Conflicting reports exist within the Bible about the Israelite entry into the Land of Canaan. The basic contrast emerges in the books that follow the Five Books of Moses. Joshua suggests that the Israelite conquest was a rapid and thorough military enterprise; Judges indicates that the conquest was incremental, of long duration, and less than a total success.
This week’s portion sides with the version in Judges, stating that “The Lord your God will dislodge those peoples before you little by little; you will not be able to put an end to them at once, else the wild beasts would multiply to your hurt.” (Deuteronomy 7:22; see also Exodus 23:29-30)
The correlative passages in Judges suggest that the slow conquest of Canaan was a result either of God’s punishment of Israel for faithlessness, a test of Israel’s willingness to follow the stipulations of the Covenant, or a necessary means for the new generation born in the desert to experience the hardening that results from war and builds the capacity to endure.
By contrast, the record of conquest in Joshua is dazzling and decisive, the stuff of which myths and movies are made, with heroes and villains clearly drawn and the righteousness of the cause never in doubt.
As in other places in the Bible where differing versions of the same events are recorded, the remarkable thing here is that the biblical editors have left competing narratives.
The image of instantaneous incursion is appealing, but is the version most likely to be questioned by historians. Evidence in Judges, Samuel, and Kings indicates that the Israelites gradually infiltrated Canaan. Some indigenous populations seems to have been put to the sword, but others, including that of Jebusite Jerusalem, appear to have resisted the Israelites.
Put differently, given the complexity of the political, military, social, and cultural forces at play, it is likely that, as Rabbi Gunther Plaut puts it in his commentary, “the actual and full acquisition took several hundred years, and the native population was assimilated and not driven off or killed.”
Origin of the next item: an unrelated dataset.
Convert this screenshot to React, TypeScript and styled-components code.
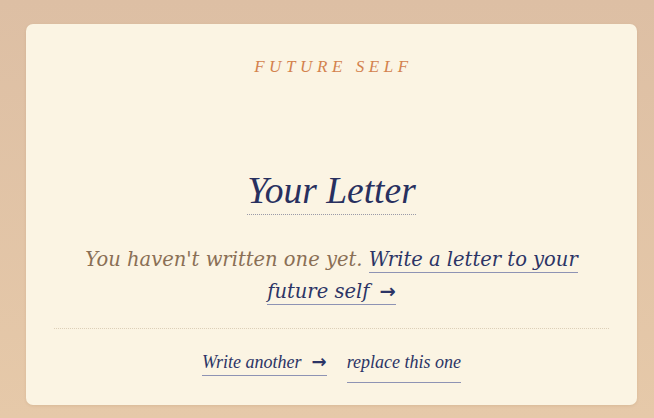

Like the differing accounts in Joshua and Judges, some contemporary Israeli scholarship presents conflicting versions of the events and issues associated with the beginning of the State of Israel, some that challenge essential parts of Israeli culture and history.
The Bible’s openness to preserving differing accounts of the establishment of the first Jewish state should provide guidance in meditating the inevitable tensions that arise when foundational myths yield to historical reassessment. In the immediacy of events, a normative myth emerges. The further one gets from the events, the more complex become the analyses and explanations.
To challenge foundational stories is, to some, to undercut the legitimacy of the moral and historical claims that are the foundation of Israel itself. But re-visiting and re-visioning does not diminish the centrality or the vitality of Jewish political autonomy. As the biblical writers were able to accommodate alternative accounts, so too must contemporary Jews enter into discussion and debate, whether about the ways ancient Israel came to the Promised Land, or the ways contemporary Jews reclaimed a place in that same land for the modern State of Israel.